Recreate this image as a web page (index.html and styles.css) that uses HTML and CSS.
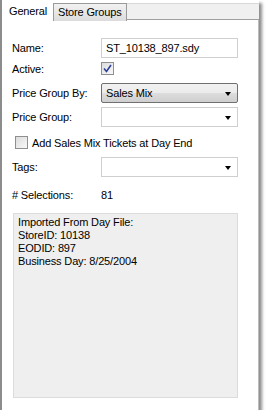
FILE: index.html
```html
<!DOCTYPE html>
<html>
<head>
<meta charset="utf-8">
<link rel="stylesheet" href="styles.css">
</head>
<body>
<div class="frame">
  <div class="tabs">
    <div class="tab active">General</div>
    <div class="tab">Store Groups</div>
    <div class="tab-fill"></div>
  </div>
  <div class="content">
    <div class="row r-name">
      <span class="label">Name:</span>
      <div class="field text">ST_10138_897.sdy</div>
    </div>
    <div class="row r-active">
      <span class="label">Active:</span>
      <span class="check checked">
        <svg width="9" height="9" viewBox="0 0 9 9"><path d="M1 4.5 L3.5 7.5 L8 1" fill="none" stroke="#2b3f9a" stroke-width="1.6"/></svg>
      </span>
    </div>
    <div class="row r-pgb">
      <span class="label">Price Group By:</span>
      <div class="field select btn">Sales Mix<span class="arrow"></span></div>
    </div>
    <div class="row r-pg">
      <span class="label">Price Group:</span>
      <div class="field select"><span class="arrow"></span></div>
    </div>
    <div class="row r-add">
      <span class="check"></span>
      <span class="cb-label">Add Sales Mix Tickets at Day End</span>
    </div>
    <div class="row r-tags">
      <span class="label">Tags:</span>
      <div class="field select"><span class="arrow"></span></div>
    </div>
    <div class="row r-sel">
      <span class="label">&#35; Selections:</span>
      <span class="value">81</span>
    </div>
    <div class="memo">Imported From Day File:<br>StoreID: 10138<br>EODID: 897<br>Business Day: 8/25/2004</div>
  </div>
</div>
</body>
</html>
```
FILE: styles.css
```css
html, body { margin: 0; padding: 0; background: #fff; }
body {
  font-family: "Liberation Sans", Arial, sans-serif;
  font-size: 11px;
  letter-spacing: -0.15px;
  color: #000;
}
.frame {
  width: 259px;
  height: 410px;
  border-left: 2px solid #8c8c8c;
  box-sizing: border-box;
  box-shadow: 3px 3px 3px rgba(0,0,0,0.45);
  display: flex;
  flex-direction: column;
  background: #fff;
}
.tabs {
  display: flex;
  height: 20px;
  padding-top: 2px;
  box-sizing: border-box;
  flex: none;
}
.tab {
  height: 18px;
  padding: 0 4px;
  line-height: 17px;
  border: 1px solid #9a9a9a;
  border-bottom: none;
  background: linear-gradient(#f2f2f2, #dcdcdc);
  box-sizing: border-box;
  margin-top: 1px;
}
.tab.active {
  background: #fff;
  height: 19px;
  margin-top: 0;
  width: 51px;
  padding-left: 6px;
  border-color: #fff;
}
.tab-fill {
  flex: 1;
  background: #f0f0f0;
  border-bottom: 1px solid #a0a0a0;
  border-top: 1px solid #d8d8d8;
  margin-top: 1px;
}
.content {
  flex: 1;
  display: flex;
  flex-direction: column;
  padding: 18px 20px 12px 10px;
  border-right: 1px solid #bcbcbc;
}
.row {
  display: flex;
  align-items: center;
  height: 20px;
  flex: none;
}
.label { width: 89px; flex: none; }
.field {
  flex: 1;
  height: 20px;
  box-sizing: border-box;
  border: 1px solid #cfcfcf;
  background: #fff;
  display: flex;
  align-items: center;
  padding-left: 4px;
  position: relative;
}
.field.btn {
  border: 1px solid #707070;
  border-radius: 2px;
  background: linear-gradient(#f2f2f2 0%, #ebebeb 50%, #dddddd 51%, #cfcfcf 100%);
}
.arrow {
  position: absolute;
  right: 6px;
  top: 8px;
  width: 0; height: 0;
  border-left: 3.5px solid transparent;
  border-right: 3.5px solid transparent;
  border-top: 4px solid #000;
}
.r-active { margin-top: 4px; height: 13px; }
.r-pgb { margin-top: 8px; }
.r-pg { margin-top: 4px; }
.r-add { margin-top: 9px; height: 13px; }
.r-tags { margin-top: 8px; }
.r-sel { margin-top: 8px; }
.check {
  width: 13px; height: 13px;
  box-sizing: border-box;
  border: 1px solid #8e8f8f;
  background: linear-gradient(135deg, #dcdcdc, #f8f8f8);
  display: flex; align-items: center; justify-content: center;
  flex: none;
}
.r-add .check { margin-left: 3px; margin-right: 4px; }
.memo {
  margin-top: 8px;
  flex: 1;
  background: #efefef;
  border: 1px solid #dcdcdc;
  padding: 2px 4px;
  line-height: 13px;
  margin-left: 1px;
}
```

§

▸ Do this: From the listing, extract all text exactly as given and drop any picture.

▸ In response:
Recreate this image as a web page (index.html and styles.css) that uses HTML and CSS.
FILE: index.html
```html
<!DOCTYPE html>
<html>
<head>
<meta charset="utf-8">
<link rel="stylesheet" href="styles.css">
</head>
<body>
<div class="frame">
  <div class="tabs">
    <div class="tab active">General</div>
    <div class="tab">Store Groups</div>
    <div class="tab-fill"></div>
  </div>
  <div class="content">
    <div class="row r-name">
      <span class="label">Name:</span>
      <div class="field text">ST_10138_897.sdy</div>
    </div>
    <div class="row r-active">
      <span class="label">Active:</span>
      <span class="check checked">
        <svg width="9" height="9" viewBox="0 0 9 9"><path d="M1 4.5 L3.5 7.5 L8 1" fill="none" stroke="#2b3f9a" stroke-width="1.6"/></svg>
      </span>
    </div>
    <div class="row r-pgb">
      <span class="label">Price Group By:</span>
      <div class="field select btn">Sales Mix<span class="arrow"></span></div>
    </div>
    <div class="row r-pg">
      <span class="label">Price Group:</span>
      <div class="field select"><span class="arrow"></span></div>
    </div>
    <div class="row r-add">
      <span class="check"></span>
      <span class="cb-label">Add Sales Mix Tickets at Day End</span>
    </div>
    <div class="row r-tags">
      <span class="label">Tags:</span>
      <div class="field select"><span class="arrow"></span></div>
    </div>
    <div class="row r-sel">
      <span class="label">&#35; Selections:</span>
      <span class="value">81</span>
    </div>
    <div class="memo">Imported From Day File:<br>StoreID: 10138<br>EODID: 897<br>Business Day: 8/25/2004</div>
  </div>
</div>
</body>
</html>
```
FILE: styles.css
```css
html, body { margin: 0; padding: 0; background: #fff; }
body {
  font-family: "Liberation Sans", Arial, sans-serif;
  font-size: 11px;
  letter-spacing: -0.15px;
  color: #000;
}
.frame {
  width: 259px;
  height: 410px;
  border-left: 2px solid #8c8c8c;
  box-sizing: border-box;
  box-shadow: 3px 3px 3px rgba(0,0,0,0.45);
  display: flex;
  flex-direction: column;
  background: #fff;
}
.tabs {
  display: flex;
  height: 20px;
  padding-top: 2px;
  box-sizing: border-box;
  flex: none;
}
.tab {
  height: 18px;
  padding: 0 4px;
  line-height: 17px;
  border: 1px solid #9a9a9a;
  border-bottom: none;
  background: linear-gradient(#f2f2f2, #dcdcdc);
  box-sizing: border-box;
  margin-top: 1px;
}
.tab.active {
  background: #fff;
  height: 19px;
  margin-top: 0;
  width: 51px;
  padding-left: 6px;
  border-color: #fff;
}
.tab-fill {
  flex: 1;
  background: #f0f0f0;
  border-bottom: 1px solid #a0a0a0;
  border-top: 1px solid #d8d8d8;
  margin-top: 1px;
}
.content {
  flex: 1;
  display: flex;
  flex-direction: column;
  padding: 18px 20px 12px 10px;
  border-right: 1px solid #bcbcbc;
}
.row {
  display: flex;
  align-items: center;
  height: 20px;
  flex: none;
}
.label { width: 89px; flex: none; }
.field {
  flex: 1;
  height: 20px;
  box-sizing: border-box;
  border: 1px solid #cfcfcf;
  background: #fff;
  display: flex;
  align-items: center;
  padding-left: 4px;
  position: relative;
}
.field.btn {
  border: 1px solid #707070;
  border-radius: 2px;
  background: linear-gradient(#f2f2f2 0%, #ebebeb 50%, #dddddd 51%, #cfcfcf 100%);
}
.arrow {
  position: absolute;
  right: 6px;
  top: 8px;
  width: 0; height: 0;
  border-left: 3.5px solid transparent;
  border-right: 3.5px solid transparent;
  border-top: 4px solid #000;
}
.r-active { margin-top: 4px; height: 13px; }
.r-pgb { margin-top: 8px; }
.r-pg { margin-top: 4px; }
.r-add { margin-top: 9px; height: 13px; }
.r-tags { margin-top: 8px; }
.r-sel { margin-top: 8px; }
.check {
  width: 13px; height: 13px;
  box-sizing: border-box;
  border: 1px solid #8e8f8f;
  background: linear-gradient(135deg, #dcdcdc, #f8f8f8);
  display: flex; align-items: center; justify-content: center;
  flex: none;
}
.r-add .check { margin-left: 3px; margin-right: 4px; }
.memo {
  margin-top: 8px;
  flex: 1;
  background: #efefef;
  border: 1px solid #dcdcdc;
  padding: 2px 4px;
  line-height: 13px;
  margin-left: 1px;
}
```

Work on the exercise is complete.